The first motor omnibus in Sri Lanka was imported in 1907 and bus transport began in Sri Lanka as an owner-operated service. There was no regulation, so when more than one bus operated on a single route, there was a scramble for the load. By the mid-1930s, malpractices in pursuit of maximum profit began to compromise safety and comfort. The setting up of the limited liability omnibus companies by the British around 1940 was the first meaningful step in regularising public passenger transport in the country.

The Ratnam Survey in 1948, the Sansoni Survey in 1954 and the Jayaratna Perera Survey in 1956 studied the bus services in Sri Lanka and all recommended that the companies should be nationalised.

The history of Sri Lanka Transport Board goes back to 1 January 1958; at the time known as the Ceylon Transport Board (CTB). The inaugural trip of the CTB took the Prime Minister and the Transport and Works Minister Maithripala Senanayake on a maroon luxury Mercedes-Benz bus imported from Germany. The bus is still owned by the Nittambuwa Bus Depot.

At its peak, it was the largest omnibus company in the world — with about 7,000 buses and over 50,000 employees. With privatization in 1979, it underwent a period of decline. The creation of a single nationalised entity made possible long-distance operations and running buses on a large number of rural routes.

First broken up into several regional boards, then into several companies, it was finally reconstituted as the Sri Lanka Transport Board in 2005.

The move received bipartisan support in Parliament. It was hailed by the Joint Business Forum (J-Biz), which welcomed the revival of the CTB: this was one of the rare occasions on which the business community said a state bus service was better than privatised ventures.

Services 

SLTB serves both urban and rural routes.  In many rural areas, it provides services in unprofitable areas that would be unattractive to private operators.

Urban routes 
Colombo has an extensive public transport system based on buses, some of which is operated by SLTB.  The Central Bus Stand in Pettah functions as the primary hub for bus transport in Colombo.

The road network in Colombo consists of radial links (or arterial routes), which link the city centre and district centres, and orbital links, which intersect the arterial routes; most bus routes run along the radial links without the benefit of dedicated bus lanes owing to the high volume of traffic at peak times.  A BRT system for Colombo has been proposed, but has yet to be implemented.

Normal Services

Most of the bus services covered by the SLTB are general services. These general services can be classified into two main categories.

That is,

1. Services with inter-provincial destinations

2. Services with internal provincial destinations.
1. Services with inter-provincial destinations.
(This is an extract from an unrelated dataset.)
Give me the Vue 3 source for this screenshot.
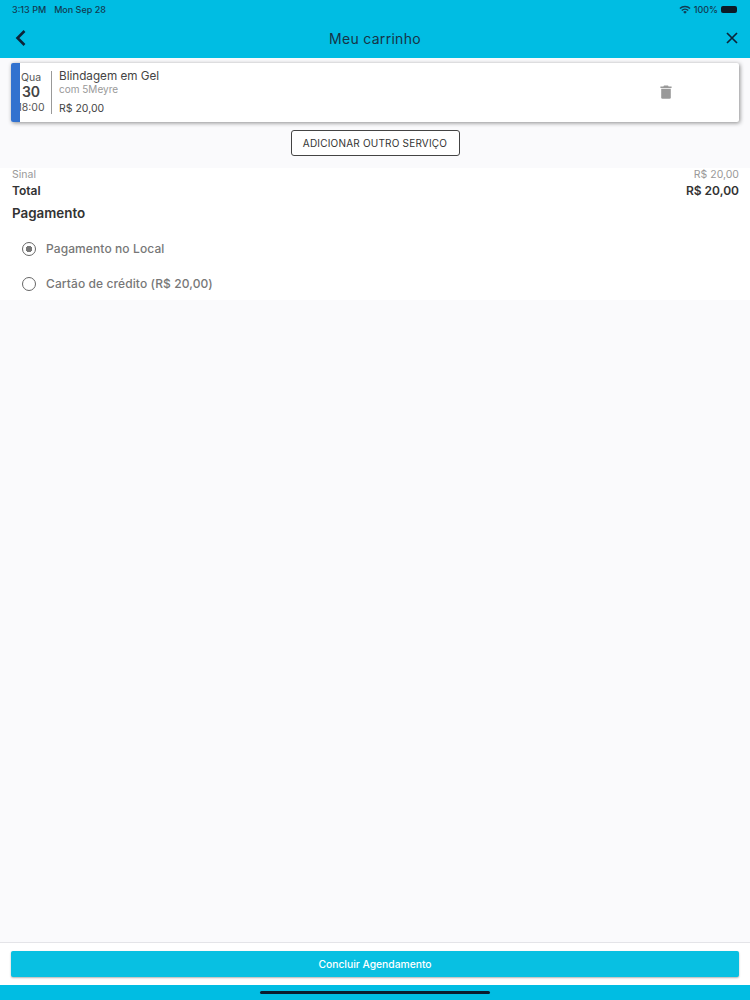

1. Services with inter-provincial destinations.

 

Inter-provincial services are mainly concentrated in the commercial capital of Colombo. Secondly, it is mostly active in Kandy, Kurunegala and other district cities. In addition, more inter-provincial services are concentrated in several other suburbs such as Panadura, Kataragama and Maharagama.

   Inter-provincial bus services often start in one city and extend to another urban or rural destination. Most inter-provincial services are  Over 100 kms intercity or rural long distance services. However, inter-provincial services are also available along suburban and rural provincial boundaries with shorter destinations. 100 kms More than inter-provincial general services often run as limited stops. The SLTB has the longest inter-provincial service in Kataragama - Jaffna. The Kataragama (administrative boundary belongs to the Uva Province) depot in the Southern Province can also be pointed out as the only SLTB depot covering all the provinces of Sri Lanka.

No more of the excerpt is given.